As part of the transaction, Methanex will acquire four primary assets, including a 910,000 t/yr methanol facility and 340,000 t/yr ammonia facility in Beaumont, Texas.
Methanex will acquire OCI's 50pc interest in the 1.7m t/yr Natgasoline methanol plant in Beaumont. The acquisition of Natgasoline is subject to a legal proceeding between OCI and Proman, the other 50pc holder in Natgasoline, over certain shareholder rights. If the dispute is not resolved within a certain period, Methanex has the option to exclude the purchase of the Natgasoline joint venture and proceed with the rest of the transaction.
The transaction also includes OCI HyFuels, a producer of green methanol products such as biomethanol and bio-MTBE, and trading and distribution capabilities for renewable natural gas (RNG) and ethanol.
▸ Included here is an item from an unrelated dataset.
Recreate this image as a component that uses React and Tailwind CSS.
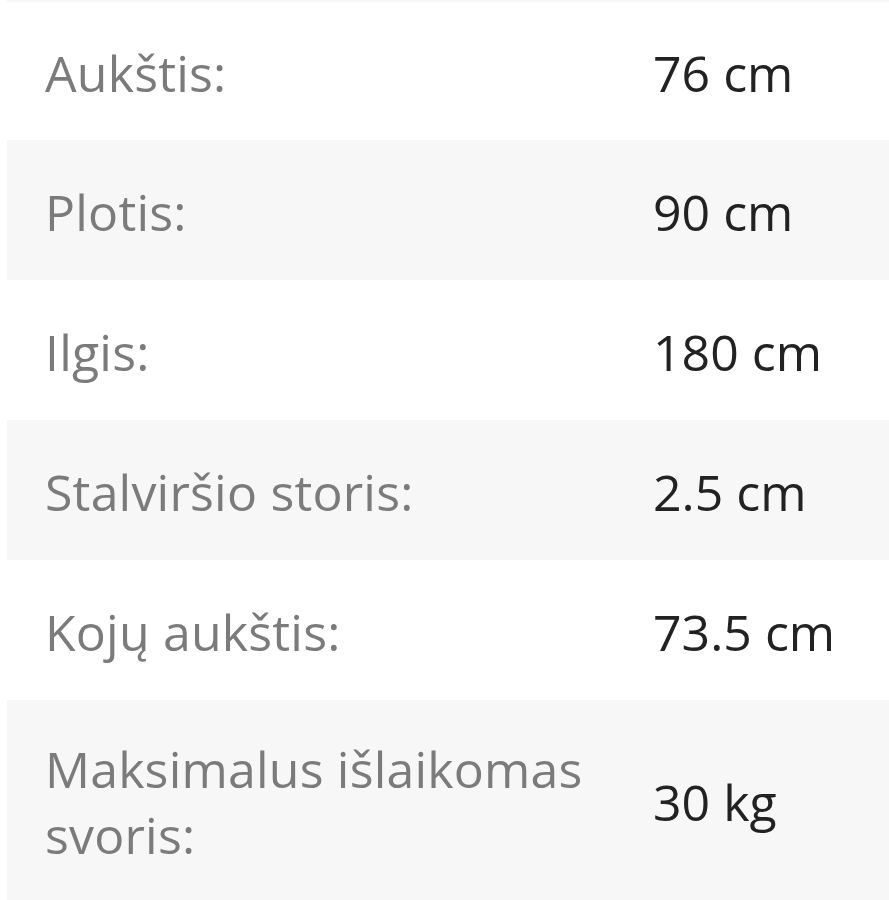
export default function App() {
  const rows = [
    { label: "Aukštis:", value: "76 cm" },
    { label: "Plotis:", value: "90 cm" },
    { label: "Ilgis:", value: "180 cm" },
    { label: "Stalviršio storis:", value: "2.5 cm" },
    { label: "Kojų aukštis:", value: "73.5 cm" },
    { label: "Maksimalus išlaikomas svoris:", value: "30 kg" },
  ];

  return (
    <div className="w-[889px] h-[900px] overflow-hidden bg-white pl-[7px] font-['Open_Sans',sans-serif]">
      <div className="h-[2px] bg-[#f6f6f7]" />
      <table className="w-full border-collapse">
        <tbody>
          {rows.map((row, i) => (
            <tr
              key={i}
              className={`${i % 2 === 1 ? "bg-[#f7f7f8]" : "bg-white"} ${i === 0 ? "h-[138px]" : i === rows.length - 1 ? "h-[200px]" : "h-[140px]"}`}
            >
              <td className="w-[608px] pl-[38px] pr-[10px] pt-[4px] text-[50px] leading-[66px] tracking-[0.2px] text-[#7b7b7b] align-middle">
                {row.label}
              </td>
              <td className="pl-[38px] pt-[4px] text-[50px] leading-[66px] text-[#222222] align-middle">
                {row.value}
              </td>
            </tr>
          ))}
        </tbody>
      </table>
    </div>
  );
}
Additionally, Methanex will acquire an idled 1m t/yr methanol facility in Delfzijl, Netherlands.
The purchase price includes $1.15 billion in cash, the issuance of 9.9 million shares of Methanex valued at $450 million and the assumption of about $450 million in debt and leases.
The acquisition of fertilizer producer OCI began over a year ago, according to OCI officials.
"We identified Methanex as the natural owner of OCI Methanol at the outset of our strategic process, which we initiated in the spring of 2023," OCI executive chairman Nassef Sawiris said.
This acquisition moves Methanex, primarily a methanol maker, into the ammonia sector.
"From an operating perspective, we have a shared culture of safety and operational excellence, and we expect the OCI team will help us build new skills in ammonia while enhancing our capabilities in the evolving business of low carbon methanol production and marketing," Methanex CEO Rich Sumner said.
The deal is expected to close in the first half of 2025. The transaction has been approved by the boards of directors of the two companies and is now awaiting certain regulatory approvals and other closing conditions.
The transaction is also subject to approval by a simple majority of the shareholders of OCI. The largest shareholder of OCI, has signed an agreement to vote for the transaction.